Tuesday, November 20, 2007

Consider this problem. You are running a high school and you suspect some gang activities, so you want to be on the lookout for people wearing gang `uniforms'. But you don't know what any of the uniforms might be. So you watch the students and take note of what they are wearing: some have puffy jackets, some have hoodies, some have t-shirts, some have baggy pants, some have hats that they wear backwards, etc. etc. etc. Over the course of the day, you see a lot of different clothing, a lot of different combinations, and all in different colors. You note, however, that you did see five students wearing purple puffy jackets, baggy pants, and red baseball caps.
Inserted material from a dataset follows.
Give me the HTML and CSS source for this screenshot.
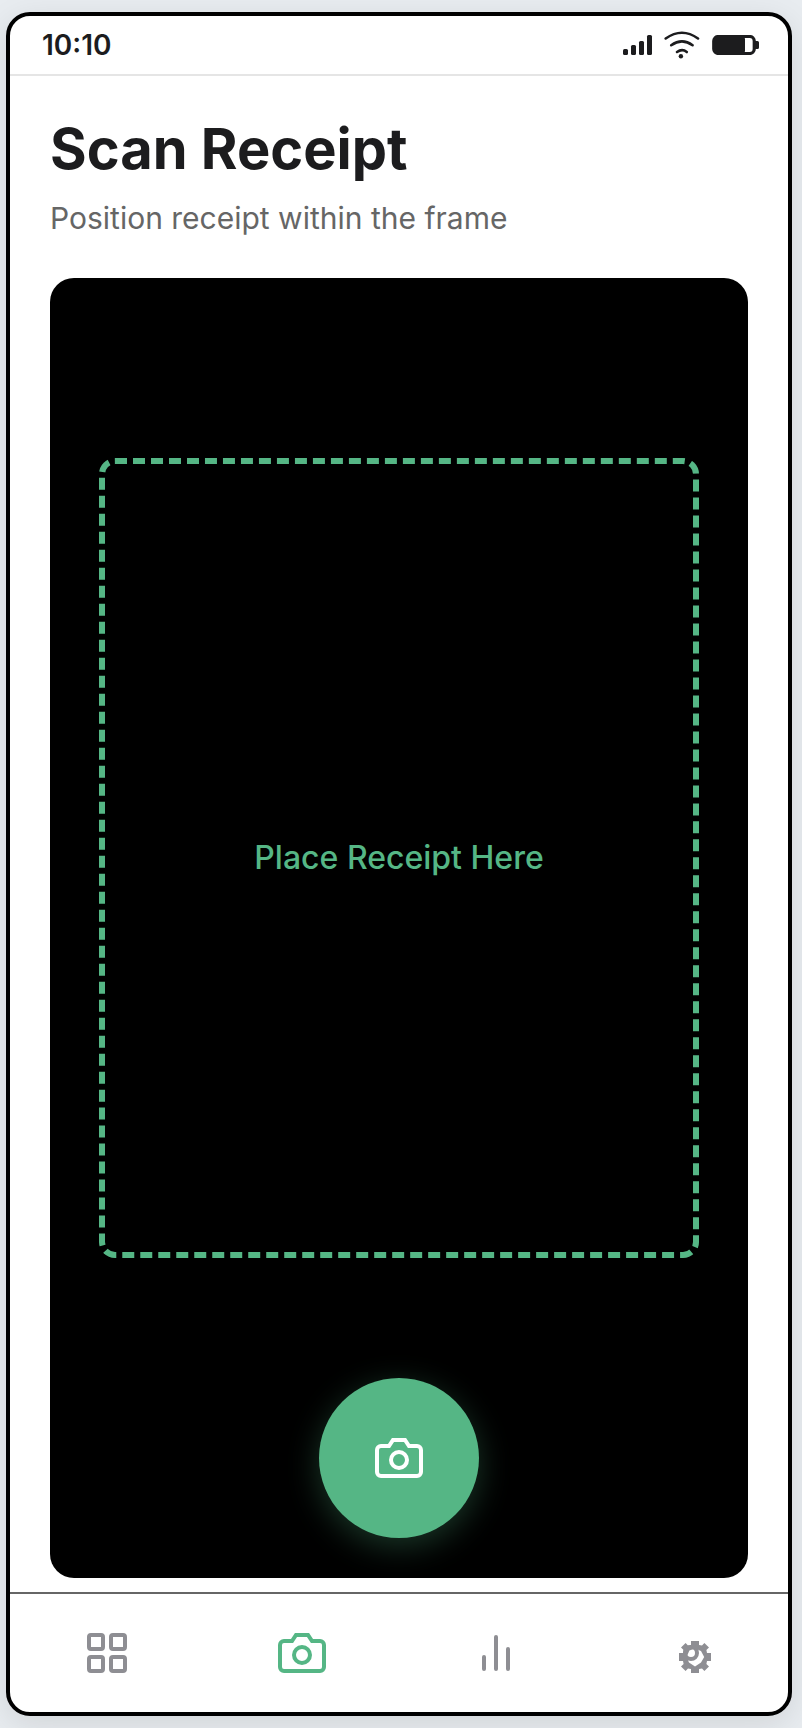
FILE: index.html
```
<!DOCTYPE html>
<html lang="en">
<head>
<meta charset="utf-8">
<title>Scan Receipt</title>
<link rel="stylesheet" href="styles.css">
</head>
<body>
<div class="phone">
  <header class="status-bar">
    <span class="time">10:10</span>
    <div class="status-icons">
      <svg class="signal" width="30" height="20" viewBox="0 0 30 20" fill="currentColor">
        <rect x="0" y="14" width="5" height="6" rx="1.5"/>
        <rect x="8" y="10" width="5" height="10" rx="1.5"/>
        <rect x="16" y="6" width="5" height="14" rx="1.5"/>
        <rect x="24" y="0" width="5" height="20" rx="1.5"/>
      </svg>
      <svg class="wifi" width="36" height="28" viewBox="0 0 36 28" fill="none" stroke="currentColor" stroke-width="2.6" stroke-linecap="round">
        <path d="M1.7 7.5Q18 -4 34 7.5"/>
        <path d="M7.2 14.2Q18 6.4 28.6 14.2"/>
        <path d="M13 21Q18.2 17.4 22.8 21"/>
        <circle cx="16.9" cy="25.2" r="2.2" fill="currentColor" stroke="none"/>
      </svg>
      <svg class="battery" width="48" height="20" viewBox="0 0 48 20" fill="currentColor">
        <rect x="1.75" y="1.5" width="40.5" height="17" rx="4.5" fill="none" stroke="currentColor" stroke-width="3.2"/>
        <rect x="2" y="2" width="31" height="16" rx="2"/>
        <path d="M43 6h2.500a1.500 1.500 0 0 1 1.500 1.500v5a1.500 1.500 0 0 1-1.500 1.500H43z"/>
      </svg>
    </div>
  </header>
  <main class="content">
    <h1 class="title">Scan Receipt</h1>
    <p class="subtitle">Position receipt within the frame</p>
    <section class="viewfinder">
      <div class="frame">Place Receipt Here</div>
      <button class="shutter" aria-label="Take photo">
        <svg class="icon" viewBox="0 0 24 24"><path d="M23 19a2 2 0 0 1-2 2H3a2 2 0 0 1-2-2V8a2 2 0 0 1 2-2h4l2-3h6l2 3h4a2 2 0 0 1 2 2z"/><circle cx="12" cy="13" r="4"/></svg>
      </button>
    </section>
  </main>
  <nav class="tab-bar">
    <a class="tab"><svg class="icon" viewBox="0 0 24 24"><rect x="3" y="3" width="7" height="7" rx="1"/><rect x="14" y="3" width="7" height="7" rx="1"/><rect x="3" y="14" width="7" height="7" rx="1"/><rect x="14" y="14" width="7" height="7" rx="1"/></svg></a>
    <a class="tab active"><svg class="icon" viewBox="0 0 24 24"><path d="M23 19a2 2 0 0 1-2 2H3a2 2 0 0 1-2-2V8a2 2 0 0 1 2-2h4l2-3h6l2 3h4a2 2 0 0 1 2 2z"/><circle cx="12" cy="13" r="4"/></svg></a>
    <a class="tab"><svg class="icon rounded" viewBox="0 0 24 24"><path d="M6 20v-6M12 20V4M18 20V10"/></svg></a>
    <a class="tab"><svg class="icon" viewBox="0 0 24 24">
      <circle cx="12" cy="12" r="3"/>
      <path class="solid" fill-rule="evenodd" transform="translate(14 14)" d="M-2-8H2V-6L3.500-5.700 4.700-7 7-4.700 5.700-3.500 6-2H8V2H6L5.700 3.500 7 4.700 4.700 7 3.500 5.700 2 6V8H-2V6L-3.500 5.700-4.700 7-7 4.700-5.700 3.500-6 2H-8V-2H-6L-5.700-3.500-7-4.700-4.700-7-3.500-5.700-2-6z M0-4.200L-2.800-3.200-4.200 0-3 2.800 0 4.800 3 2.800 4.600 0 3-3z"/>
    </svg></a>
  </nav>
</div>
</body>
</html>
```
FILE: styles.css
```
* {
  box-sizing: border-box;
}

body {
  margin: 0;
  height: 1728px;
  padding: 12px 10px 12px 6px;
  background: #e8ecf0;
  font-family: Inter, "Liberation Sans", sans-serif;
  color: #1c1c1e;
  overflow: hidden;
}

.phone {
  display: flex;
  flex-direction: column;
  width: 786px;
  height: 1704px;
  border: 4px solid #000;
  border-radius: 24px;
  background: #fff;
  box-shadow: 0 8px 32px rgba(0, 0, 0, 0.1);
  overflow: hidden;
}

.status-bar {
  display: flex;
  align-items: center;
  justify-content: space-between;
  height: 60px;
  padding: 0 28px 0 32px;
  border-bottom: 2px solid #e5e5e5;
}

.time {
  font-size: 28px;
  font-weight: 600;
}

.status-icons {
  display: flex;
  align-items: center;
}

.wifi {
  margin: 0 12px 0 11px;
}

.content {
  flex: 1;
  display: flex;
  flex-direction: column;
  padding: 39px 40px 14px;
}

.title {
  margin: 0 0 13px;
  font-size: 56px;
  line-height: 68px;
  font-weight: 700;
}

.subtitle {
  margin: 0 0 38px;
  font-size: 30px;
  line-height: 44px;
  color: #666;
}

.viewfinder {
  flex: 1;
  display: flex;
  flex-direction: column;
  align-items: center;
  justify-content: space-between;
  padding: 180px 0 40px;
  border-radius: 24px;
  background: #000;
}

.frame {
  display: flex;
  align-items: center;
  justify-content: center;
  width: 600px;
  height: 800px;
  padding-bottom: 2px;
  border: 6px dashed #55b685;
  border-radius: 16px;
  color: #55b685;
  font-size: 32px;
  font-weight: 500;
}

.shutter {
  display: flex;
  align-items: center;
  justify-content: center;
  width: 160px;
  height: 160px;
  padding: 0;
  border: 0;
  border-radius: 50%;
  background: #55b685;
  color: #fff;
  box-shadow: 0 8px 32px rgba(85, 182, 133, 0.3);
}

.icon {
  width: 48px;
  height: 48px;
  fill: none;
  stroke: currentColor;
  stroke-width: 2;
}

.rounded {
  stroke-linecap: round;
}

.solid {
  fill: currentColor;
  stroke: none;
}

.tab-bar {
  display: flex;
  height: 120px;
  border-top: 2px solid #666;
}

.tab {
  flex: 1;
  display: flex;
  align-items: center;
  justify-content: center;
  color: #8e8e93;
}

.active {
  color: #55b685;
}
```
What is the liklihood that this is a gang uniform? Obviously, it will depend on the size of the student population and the prevalence of certain kinds of clothing, but in the extreme case where you see, say, fifteen students with the *exact* same outfits that match in twenty-seven different random qualities, you can be pretty sure that is a gang. On the other hand, if you see two students that happen to wear the same color puffy jacket and otherwise have nothing in common, you can write that one off as coincidence. So given the number of students and the relative prevalence of various clothing elements, how many points of coincidence do you need to be fairly certain you have found a gang uniform?


  1. Isn't time an important factor here? Wouldn't you want to track if you see the same individuals wearing similar uniforms over a couple of days?

  2. Good point. For this problem, we can assume that no one ever changes his clothes.